Try one or both of these art ideas with your group.
Invite the children to fingerpaint blue waves all over pieces of fingerpaint paper. When the paint has dried, give the children gray or black construction paper cutouts of a whale to glue onto their papers.
Let older children trace around whale cookie cutters on gray construction paper and cut out the shapes to glue onto their ocean waves. Encourage them to make several cutouts to create a pod.
 
WHALE PUPPETS
Let each of your children paint blue waves on the front side of a thin paper plate. Cut a slit across the middle of each plate, leaving a 2-inch margin at each end of the slit. Have each child glue a 3½-inch whale shape, cut from heavy paper, onto one end of a craft stick. Demonstrate how to work the puppet by inserting the other end of the craft stick down through the slit on the painted side of the plate and moving the stick up and down on the back side of the plate to make the whale dive in and out of the waves. Let the children use their puppets to accompany whale songs and stories.
 
WHALE PUZZLES
Select five large index cards. Cut each card into two puzzle pieces, making sure that each puzzle fits together differently.
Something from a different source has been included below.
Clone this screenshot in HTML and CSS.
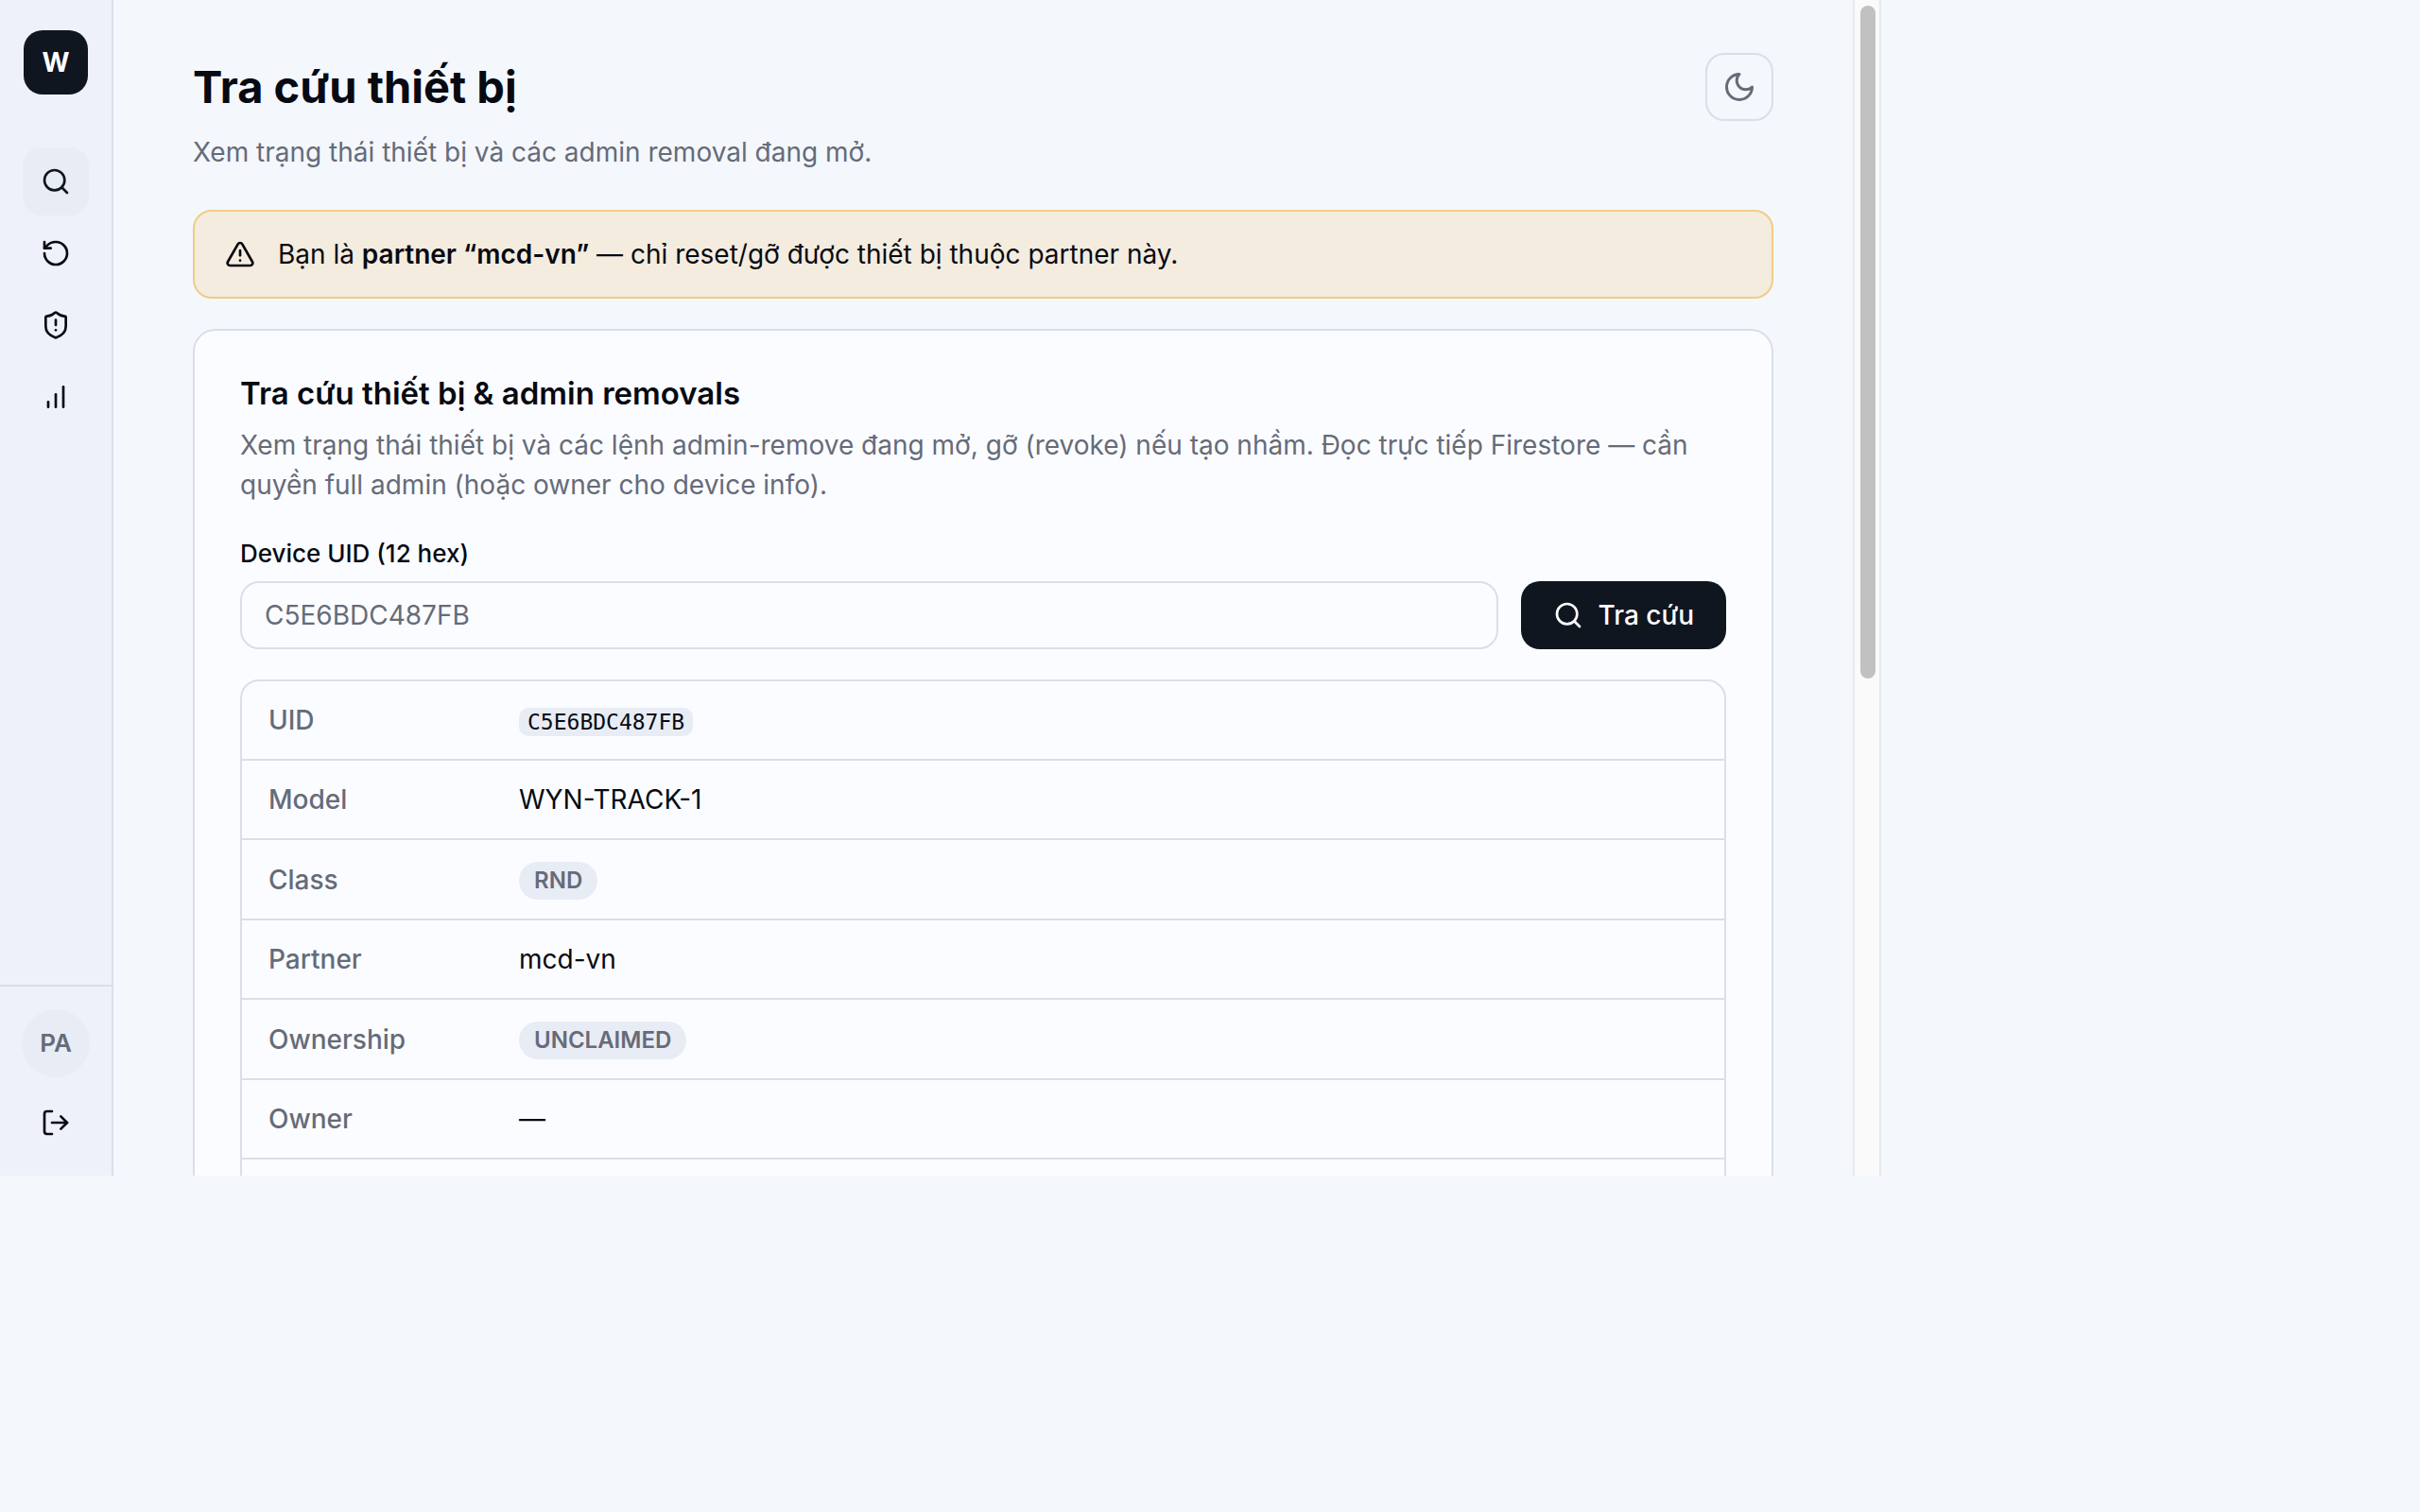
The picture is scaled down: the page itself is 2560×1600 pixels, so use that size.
FILE: index.html
```html
<!DOCTYPE html>
<html lang="vi">
<head>
    <meta charset="UTF-8">
    <meta name="viewport" content="width=device-width, initial-scale=1.0">
    <title>Tra cứu thiết bị</title>
    <link rel="stylesheet" href="styles.css">
</head>
<body>
    <div class="app">
        <aside class="sidebar">
            <a class="logo" href="#">W</a>
            <nav class="menu">
                <a class="menu-link active" href="#" aria-label="Tra cứu">
                    <svg class="icon" viewBox="0 0 24 24"><circle cx="11" cy="11" r="8"/><path d="m21 21-4.3-4.3"/></svg>
                </a>
                <a class="menu-link" href="#" aria-label="Reset">
                    <svg class="icon" viewBox="0 0 24 24"><path d="M3 12a9 9 0 1 0 9-9 9.75 9.75 0 0 0-6.74 2.74L3 8"/><path d="M3 3v5h5"/></svg>
                </a>
                <a class="menu-link" href="#" aria-label="Admin removal">
                    <svg class="icon" viewBox="0 0 24 24"><path d="M20 13c0 5-3.5 7.5-7.66 8.95a1 1 0 0 1-.67-.01C7.5 20.5 4 18 4 13V6a1 1 0 0 1 1-1c2 0 4.5-1.2 6.24-2.72a1.17 1.17 0 0 1 1.52 0C14.51 3.81 17 5 19 5a1 1 0 0 1 1 1z"/><path d="M12 8v4"/><path d="M12 16h.01"/></svg>
                </a>
                <a class="menu-link" href="#" aria-label="Thống kê">
                    <svg class="icon" viewBox="0 0 24 24"><path d="M12 20V10"/><path d="M18 20V4"/><path d="M6 20v-4"/></svg>
                </a>
            </nav>
            <div class="sidebar-footer">
                <div class="avatar">PA</div>
                <button class="menu-link" type="button" aria-label="Đăng xuất">
                    <svg class="icon" viewBox="0 0 24 24"><path d="M9 21H5a2 2 0 0 1-2-2V5a2 2 0 0 1 2-2h4"/><path d="m16 17 5-5-5-5"/><path d="M21 12H9"/></svg>
                </button>
            </div>
        </aside>

        <main class="content">
            <header class="page-header">
                <div>
                    <h1>Tra cứu thiết bị</h1>
                    <p class="subtitle">Xem trạng thái thiết bị và các admin removal đang mở.</p>
                </div>
                <button class="theme-button" type="button" aria-label="Đổi giao diện">
                    <svg class="icon icon-large" viewBox="0 0 24 24"><path d="M12 3a6 6 0 0 0 9 9 9 9 0 1 1-9-9Z"/></svg>
                </button>
            </header>

            <div class="alert">
                <svg class="icon" viewBox="0 0 24 24"><path d="m21.73 18-8-14a2 2 0 0 0-3.48 0l-8 14A2 2 0 0 0 4 21h16a2 2 0 0 0 1.73-3"/><path d="M12 9v4"/><path d="M12 17h.01"/></svg>
                <p>Bạn là <strong>partner “mcd-vn”</strong> — chỉ reset/gỡ được thiết bị thuộc partner này.</p>
            </div>

            <section class="card">
                <h2>Tra cứu thiết bị &amp; admin removals</h2>
                <p class="card-text">Xem trạng thái thiết bị và các lệnh admin-remove đang mở, gỡ (revoke) nếu tạo nhầm. Đọc trực tiếp Firestore — cần quyền full admin (hoặc owner cho device info).</p>
                <form class="lookup-form">
                    <label for="uid">Device UID (12 hex)</label>
                    <div class="lookup-row">
                        <input type="text" id="uid" placeholder="C5E6BDC487FB">
                        <button class="lookup-button" type="submit">
                            <svg class="icon" viewBox="0 0 24 24"><circle cx="11" cy="11" r="8"/><path d="m21 21-4.3-4.3"/></svg>
                            Tra cứu
                        </button>
                    </div>
                </form>
                <div class="table-box">
                    <table>
                        <tr><th scope="row">UID</th><td><code>C5E6BDC487FB</code></td></tr>
                        <tr><th scope="row">Model</th><td>WYN-TRACK-1</td></tr>
                        <tr><th scope="row">Class</th><td><span class="badge">RND</span></td></tr>
                        <tr><th scope="row">Partner</th><td>mcd-vn</td></tr>
                        <tr><th scope="row">Ownership</th><td><span class="badge">UNCLAIMED</span></td></tr>
                        <tr><th scope="row">Owner</th><td>—</td></tr>
                        <tr><th scope="row"></th><td></td></tr>
                    </table>
                </div>
            </section>
        </main>
        <div class="scrollbar"><div class="thumb"></div></div>
    </div>
</body>
</html>
```
FILE: styles.css
```css
* {
    box-sizing: border-box;
}
body {
    margin: 0;
    background-color: #f4f7fc;
    color: #070a12;
    font-family: Inter, "Noto Sans", sans-serif;
    font-size: 28px;
    line-height: 42px;
}
h1, h2, p {
    margin: 0;
}
button, input {
    font: inherit;
}
.app {
    display: flex;
    max-width: 1990px;
    height: 100vh;
    max-height: 1244px;
    overflow: hidden;
}
.icon {
    width: 32px;
    height: 32px;
    flex-shrink: 0;
    fill: none;
    stroke: currentColor;
    stroke-width: 2;
    stroke-linecap: round;
    stroke-linejoin: round;
}
.icon-large {
    width: 36px;
    height: 36px;
}

/* sidebar */
.sidebar {
    display: flex;
    flex-direction: column;
    align-items: center;
    width: 120px;
    flex-shrink: 0;
    padding-top: 32px;
    background-color: #eef1fa;
    border-right: 2px solid #d9dfe9;
}
.logo {
    display: flex;
    align-items: center;
    justify-content: center;
    width: 68px;
    height: 68px;
    border-radius: 20px;
    background-color: #101620;
    color: white;
    font-weight: 700;
    text-decoration: none;
}
.menu {
    display: flex;
    flex-direction: column;
    gap: 4px;
    margin-top: 56px;
}
.menu-link {
    display: flex;
    align-items: center;
    justify-content: center;
    width: 70px;
    height: 72px;
    padding: 0;
    border: none;
    border-radius: 20px;
    background: none;
    color: inherit;
}
.menu-link.active {
    background-color: #e8ecf5;
    color: #101620;
}
.sidebar-footer {
    display: flex;
    flex-direction: column;
    align-items: center;
    gap: 12px;
    width: 100%;
    margin-top: auto;
    padding: 24px 0 20px;
    border-top: 2px solid #d9dfe9;
}
.avatar {
    width: 72px;
    height: 72px;
    border-radius: 50%;
    background-color: #e8ecf5;
    color: #666b78;
    font-size: 26px;
    font-weight: 600;
    line-height: 72px;
    text-align: center;
}

/* content */
.content {
    flex: 1;
    min-width: 0;
    padding: 56px 84px 0;
    overflow: hidden;
}
.page-header {
    display: flex;
    justify-content: space-between;
    align-items: flex-start;
    margin-bottom: 40px;
}
h1 {
    font-size: 47px;
    font-weight: 700;
    line-height: 72px;
}
.subtitle {
    margin-top: 12px;
    color: #666b78;
}
.theme-button {
    display: flex;
    align-items: center;
    justify-content: center;
    width: 72px;
    height: 72px;
    padding: 0;
    border: 2px solid #d9dfe9;
    border-radius: 20px;
    background: none;
    color: #666b78;
}
.alert {
    display: flex;
    align-items: center;
    gap: 24px;
    padding: 24px 32px;
    border: 2px solid #f1cc86;
    border-radius: 20px;
    background-color: #f4ecdf;
}
.alert strong {
    font-weight: 600;
}
.card {
    margin-top: 32px;
    padding: 44px 48px;
    border: 2px solid #d9dfe9;
    border-radius: 24px;
    background-color: #fbfcff;
}
h2 {
    font-size: 33px;
    font-weight: 600;
    line-height: 44px;
}
.card-text {
    margin-top: 12px;
    color: #666b78;
}
.lookup-form {
    margin-top: 32px;
}
.lookup-form label {
    display: block;
    margin-bottom: 10px;
    font-size: 26px;
    font-weight: 500;
    line-height: 39px;
}
.lookup-row {
    display: flex;
    gap: 24px;
}
.lookup-row input {
    flex: 1;
    min-width: 0;
    height: 72px;
    padding: 0 24px;
    border: 2px solid #d9dfe9;
    border-radius: 20px;
    background: none;
    color: inherit;
}
.lookup-row input::placeholder {
    color: #666b78;
}
.lookup-button {
    display: flex;
    align-items: center;
    gap: 16px;
    height: 72px;
    padding: 0 34px;
    border: none;
    border-radius: 20px;
    background-color: #101620;
    color: white;
    font-weight: 500;
}

/* device info */
.table-box {
    margin-top: 32px;
    border: 2px solid #d9dfe9;
    border-radius: 20px;
    overflow: hidden;
}
table {
    width: 100%;
    border-spacing: 0;
}
th, td {
    padding: 20px 28px;
    border-bottom: 2px solid #d9dfe9;
    text-align: left;
}
th {
    width: 265px;
    color: #666b78;
    font-weight: 500;
}
code {
    padding: 2px 9px;
    border-radius: 10px;
    background-color: #e8ecf5;
    font-family: "DejaVu Sans Mono", monospace;
    font-size: 23px;
    line-height: 30px;
}
.badge {
    display: inline-block;
    padding: 0 16px;
    border-radius: 20px;
    background-color: #e8ecf5;
    color: #666b78;
    font-size: 24px;
    font-weight: 600;
    line-height: 40px;
}

.scrollbar {
    width: 30px;
    flex-shrink: 0;
    padding: 6px 4px 0 6px;
    border: solid #e8e8e8;
    border-width: 0 2px;
    background-color: #fafafa;
}
.thumb {
    height: 712px;
    border-radius: 8px;
    background-color: #c1c1c1;
}
```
On the left-hand piece of each puzzle, write a numeral from 1 to 5, and on the righ-hand piece, rubber-stamp a matching number of whale prints. Mix up all the puzzle pieces, place them in a pile, and let your children put the puzzles back together.
 
COLOR WHALES
Cut a mother whale shape and a baby whale, or calf, shape out of several different colors of felt. Place the mother shapes on a flannelboard and give the calf shapes to your group. Ask the children to help the calves find their mothers by matching their colors. Then have them place the calves alongside their mothers on the flannelboard.
 
WHALE LINE-UP

Cut several sizes of whales ranging from small to large out of heavy gray or black paper. Place the shapes in a pile. Then let your children take turns lining up the whales from smallest to largest or from largest to smallest. If you wish, have them line up the whales on a blue paper “ocean.”
 
MORE WHALE FUN
Use picture books to show and discuss the varieties of whales and their characteristics. Explain that whales are mammals and point out how they differ from fish.
The largest whale of all, the blue whale, measures 100 feet in length. Take your children outdoors and measure off 100 feet on a sidewalk.
Put on some music and let the children pretend to be whales diving down into the water and swimming back up again to spout.
Play a recording of whale sounds and ask the children to make up stories about what the whales are saying. Write down their ideas and use them to make a group whale book.

 
HAVE YOU SEEN THE BIG GRAY WHALE?

Tune: “The Muffin Man”

Have you seen the big gray whale,
The big gray whale, the big gray whale?
Have you seen the big gray whale
That’s swimming in the sea?

Yes, I’ve seen the big gray whale,
The big gray whale, the big gray whale.
Yes, I’ve seen the big gray whale.
He waved his tail at me!
Liz Ryerson

More verses: “Have you seen the orca whale; Have you seen the big blue whale,” and so forth.
 

WHALE SNACKTIME
Use whale cookie cutters to make cookies. Let your children decorate the cookies with frosting and sprinkles.
Invite the children to make placemats for snacktime. Have them trace around whale cookie cutters on pieces of construction paper and then color the whale shapes with crayons.